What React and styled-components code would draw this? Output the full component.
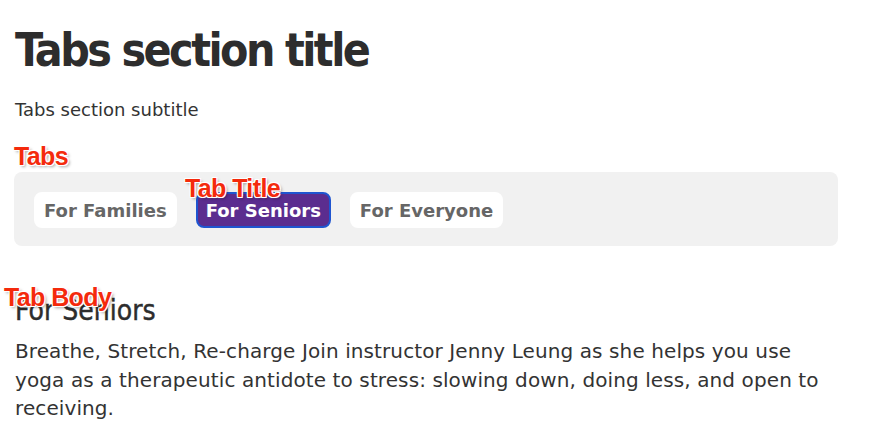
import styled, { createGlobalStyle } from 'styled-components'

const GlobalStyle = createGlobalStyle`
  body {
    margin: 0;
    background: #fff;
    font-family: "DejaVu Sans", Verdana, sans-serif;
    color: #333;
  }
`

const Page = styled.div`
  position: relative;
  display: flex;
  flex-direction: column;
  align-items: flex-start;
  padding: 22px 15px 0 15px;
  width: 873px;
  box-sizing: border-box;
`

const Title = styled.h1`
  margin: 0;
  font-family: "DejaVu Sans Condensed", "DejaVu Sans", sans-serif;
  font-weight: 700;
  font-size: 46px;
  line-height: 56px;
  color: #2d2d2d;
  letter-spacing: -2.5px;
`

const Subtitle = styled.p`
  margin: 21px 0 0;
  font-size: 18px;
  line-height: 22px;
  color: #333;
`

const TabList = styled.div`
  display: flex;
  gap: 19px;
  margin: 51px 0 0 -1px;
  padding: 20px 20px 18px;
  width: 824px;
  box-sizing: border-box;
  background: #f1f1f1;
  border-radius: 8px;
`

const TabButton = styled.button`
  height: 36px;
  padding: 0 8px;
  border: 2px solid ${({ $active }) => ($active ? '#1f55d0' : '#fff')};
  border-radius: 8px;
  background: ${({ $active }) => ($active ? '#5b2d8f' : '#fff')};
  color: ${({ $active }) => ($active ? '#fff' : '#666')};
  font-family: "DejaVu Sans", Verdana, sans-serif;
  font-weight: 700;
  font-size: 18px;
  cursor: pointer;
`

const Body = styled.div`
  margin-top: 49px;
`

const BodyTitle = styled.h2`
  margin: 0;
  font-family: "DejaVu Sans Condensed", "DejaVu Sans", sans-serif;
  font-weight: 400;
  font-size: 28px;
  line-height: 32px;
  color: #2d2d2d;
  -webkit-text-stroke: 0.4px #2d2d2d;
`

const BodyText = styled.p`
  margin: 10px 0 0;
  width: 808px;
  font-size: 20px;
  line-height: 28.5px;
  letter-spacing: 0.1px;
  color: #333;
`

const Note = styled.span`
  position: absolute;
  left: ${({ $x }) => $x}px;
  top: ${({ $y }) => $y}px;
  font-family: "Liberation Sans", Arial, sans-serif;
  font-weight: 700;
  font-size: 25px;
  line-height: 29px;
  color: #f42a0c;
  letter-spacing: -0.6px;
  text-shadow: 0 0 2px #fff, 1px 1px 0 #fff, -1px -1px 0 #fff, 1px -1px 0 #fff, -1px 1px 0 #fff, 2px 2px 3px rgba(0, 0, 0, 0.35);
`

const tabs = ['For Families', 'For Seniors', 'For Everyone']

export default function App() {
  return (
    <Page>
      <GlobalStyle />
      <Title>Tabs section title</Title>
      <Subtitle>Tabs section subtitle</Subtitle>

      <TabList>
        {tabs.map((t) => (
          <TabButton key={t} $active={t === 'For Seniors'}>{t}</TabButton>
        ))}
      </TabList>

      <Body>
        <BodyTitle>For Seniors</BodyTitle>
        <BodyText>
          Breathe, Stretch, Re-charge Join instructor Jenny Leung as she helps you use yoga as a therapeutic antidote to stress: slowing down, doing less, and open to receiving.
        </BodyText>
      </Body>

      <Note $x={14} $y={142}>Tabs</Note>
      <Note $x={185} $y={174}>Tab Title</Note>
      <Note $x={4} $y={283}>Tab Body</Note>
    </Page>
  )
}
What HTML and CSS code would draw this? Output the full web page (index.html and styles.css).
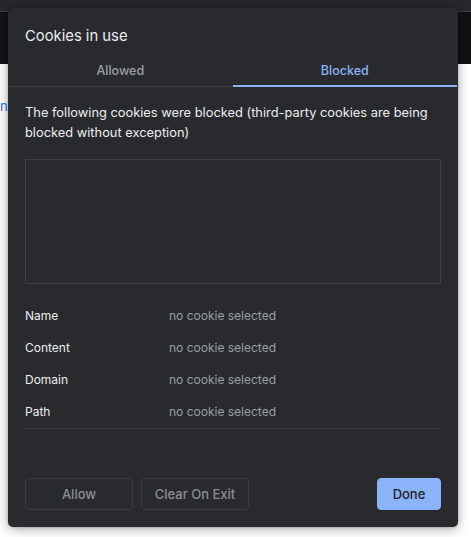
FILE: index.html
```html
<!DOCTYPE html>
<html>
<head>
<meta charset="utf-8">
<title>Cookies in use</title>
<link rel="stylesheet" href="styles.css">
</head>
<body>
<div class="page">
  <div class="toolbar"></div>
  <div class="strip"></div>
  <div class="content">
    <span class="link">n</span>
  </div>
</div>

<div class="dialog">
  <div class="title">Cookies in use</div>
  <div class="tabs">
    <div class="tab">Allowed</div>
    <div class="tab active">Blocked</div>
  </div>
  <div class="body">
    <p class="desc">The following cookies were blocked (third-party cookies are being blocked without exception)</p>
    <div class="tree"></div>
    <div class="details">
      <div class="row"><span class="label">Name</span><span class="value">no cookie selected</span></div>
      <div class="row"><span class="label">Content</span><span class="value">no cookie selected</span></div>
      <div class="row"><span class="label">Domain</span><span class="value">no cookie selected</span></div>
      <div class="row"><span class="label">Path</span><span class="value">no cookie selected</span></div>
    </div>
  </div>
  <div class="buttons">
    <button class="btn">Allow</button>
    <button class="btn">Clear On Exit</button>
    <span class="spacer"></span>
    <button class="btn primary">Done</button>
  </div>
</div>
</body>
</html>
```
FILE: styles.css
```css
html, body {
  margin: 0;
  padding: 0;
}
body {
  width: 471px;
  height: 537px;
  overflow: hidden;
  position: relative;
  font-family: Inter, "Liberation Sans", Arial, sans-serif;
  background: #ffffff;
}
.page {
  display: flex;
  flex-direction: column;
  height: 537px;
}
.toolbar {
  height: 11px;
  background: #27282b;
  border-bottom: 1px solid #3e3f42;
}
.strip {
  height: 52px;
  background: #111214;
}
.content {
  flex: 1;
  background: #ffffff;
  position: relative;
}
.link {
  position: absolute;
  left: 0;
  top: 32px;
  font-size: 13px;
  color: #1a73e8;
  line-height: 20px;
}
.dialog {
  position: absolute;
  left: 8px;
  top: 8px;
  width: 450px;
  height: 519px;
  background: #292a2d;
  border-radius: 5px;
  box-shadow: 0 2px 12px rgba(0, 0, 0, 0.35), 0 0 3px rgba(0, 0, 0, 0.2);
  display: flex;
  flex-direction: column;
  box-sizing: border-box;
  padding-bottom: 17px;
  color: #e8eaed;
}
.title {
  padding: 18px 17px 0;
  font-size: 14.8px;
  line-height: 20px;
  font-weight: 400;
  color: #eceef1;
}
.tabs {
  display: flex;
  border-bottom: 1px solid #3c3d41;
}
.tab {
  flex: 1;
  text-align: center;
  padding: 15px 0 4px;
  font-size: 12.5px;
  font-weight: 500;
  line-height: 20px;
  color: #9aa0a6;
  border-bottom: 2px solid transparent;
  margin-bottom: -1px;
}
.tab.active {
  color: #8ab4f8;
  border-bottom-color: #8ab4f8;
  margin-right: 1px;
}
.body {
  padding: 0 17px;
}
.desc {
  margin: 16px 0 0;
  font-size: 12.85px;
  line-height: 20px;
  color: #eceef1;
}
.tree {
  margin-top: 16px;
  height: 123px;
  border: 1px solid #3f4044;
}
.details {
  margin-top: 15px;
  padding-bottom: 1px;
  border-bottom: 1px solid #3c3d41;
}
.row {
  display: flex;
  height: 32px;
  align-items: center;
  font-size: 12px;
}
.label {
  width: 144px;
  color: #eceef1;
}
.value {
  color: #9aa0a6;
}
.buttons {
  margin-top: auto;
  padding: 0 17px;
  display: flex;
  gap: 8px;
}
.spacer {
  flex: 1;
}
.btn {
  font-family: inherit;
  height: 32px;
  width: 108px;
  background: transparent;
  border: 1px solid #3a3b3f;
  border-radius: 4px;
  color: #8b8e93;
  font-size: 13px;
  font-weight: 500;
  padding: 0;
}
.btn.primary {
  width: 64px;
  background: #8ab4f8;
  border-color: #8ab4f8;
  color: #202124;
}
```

_____

◆ The problem
Stop after the line containing "const tabs = ['For": copy the records exactly from the first line up to there, leaving pictures out.

◆ Result of the task
What React and styled-components code would draw this? Output the full component.
import styled, { createGlobalStyle } from 'styled-components'

const GlobalStyle = createGlobalStyle`
  body {
    margin: 0;
    background: #fff;
    font-family: "DejaVu Sans", Verdana, sans-serif;
    color: #333;
  }
`

const Page = styled.div`
  position: relative;
  display: flex;
  flex-direction: column;
  align-items: flex-start;
  padding: 22px 15px 0 15px;
  width: 873px;
  box-sizing: border-box;
`

const Title = styled.h1`
  margin: 0;
  font-family: "DejaVu Sans Condensed", "DejaVu Sans", sans-serif;
  font-weight: 700;
  font-size: 46px;
  line-height: 56px;
  color: #2d2d2d;
  letter-spacing: -2.5px;
`

const Subtitle = styled.p`
  margin: 21px 0 0;
  font-size: 18px;
  line-height: 22px;
  color: #333;
`

const TabList = styled.div`
  display: flex;
  gap: 19px;
  margin: 51px 0 0 -1px;
  padding: 20px 20px 18px;
  width: 824px;
  box-sizing: border-box;
  background: #f1f1f1;
  border-radius: 8px;
`

const TabButton = styled.button`
  height: 36px;
  padding: 0 8px;
  border: 2px solid ${({ $active }) => ($active ? '#1f55d0' : '#fff')};
  border-radius: 8px;
  background: ${({ $active }) => ($active ? '#5b2d8f' : '#fff')};
  color: ${({ $active }) => ($active ? '#fff' : '#666')};
  font-family: "DejaVu Sans", Verdana, sans-serif;
  font-weight: 700;
  font-size: 18px;
  cursor: pointer;
`

const Body = styled.div`
  margin-top: 49px;
`

const BodyTitle = styled.h2`
  margin: 0;
  font-family: "DejaVu Sans Condensed", "DejaVu Sans", sans-serif;
  font-weight: 400;
  font-size: 28px;
  line-height: 32px;
  color: #2d2d2d;
  -webkit-text-stroke: 0.4px #2d2d2d;
`

const BodyText = styled.p`
  margin: 10px 0 0;
  width: 808px;
  font-size: 20px;
  line-height: 28.5px;
  letter-spacing: 0.1px;
  color: #333;
`

const Note = styled.span`
  position: absolute;
  left: ${({ $x }) => $x}px;
  top: ${({ $y }) => $y}px;
  font-family: "Liberation Sans", Arial, sans-serif;
  font-weight: 700;
  font-size: 25px;
  line-height: 29px;
  color: #f42a0c;
  letter-spacing: -0.6px;
  text-shadow: 0 0 2px #fff, 1px 1px 0 #fff, -1px -1px 0 #fff, 1px -1px 0 #fff, -1px 1px 0 #fff, 2px 2px 3px rgba(0, 0, 0, 0.35);
`

const tabs = ['For Families', 'For Seniors', 'For Everyone']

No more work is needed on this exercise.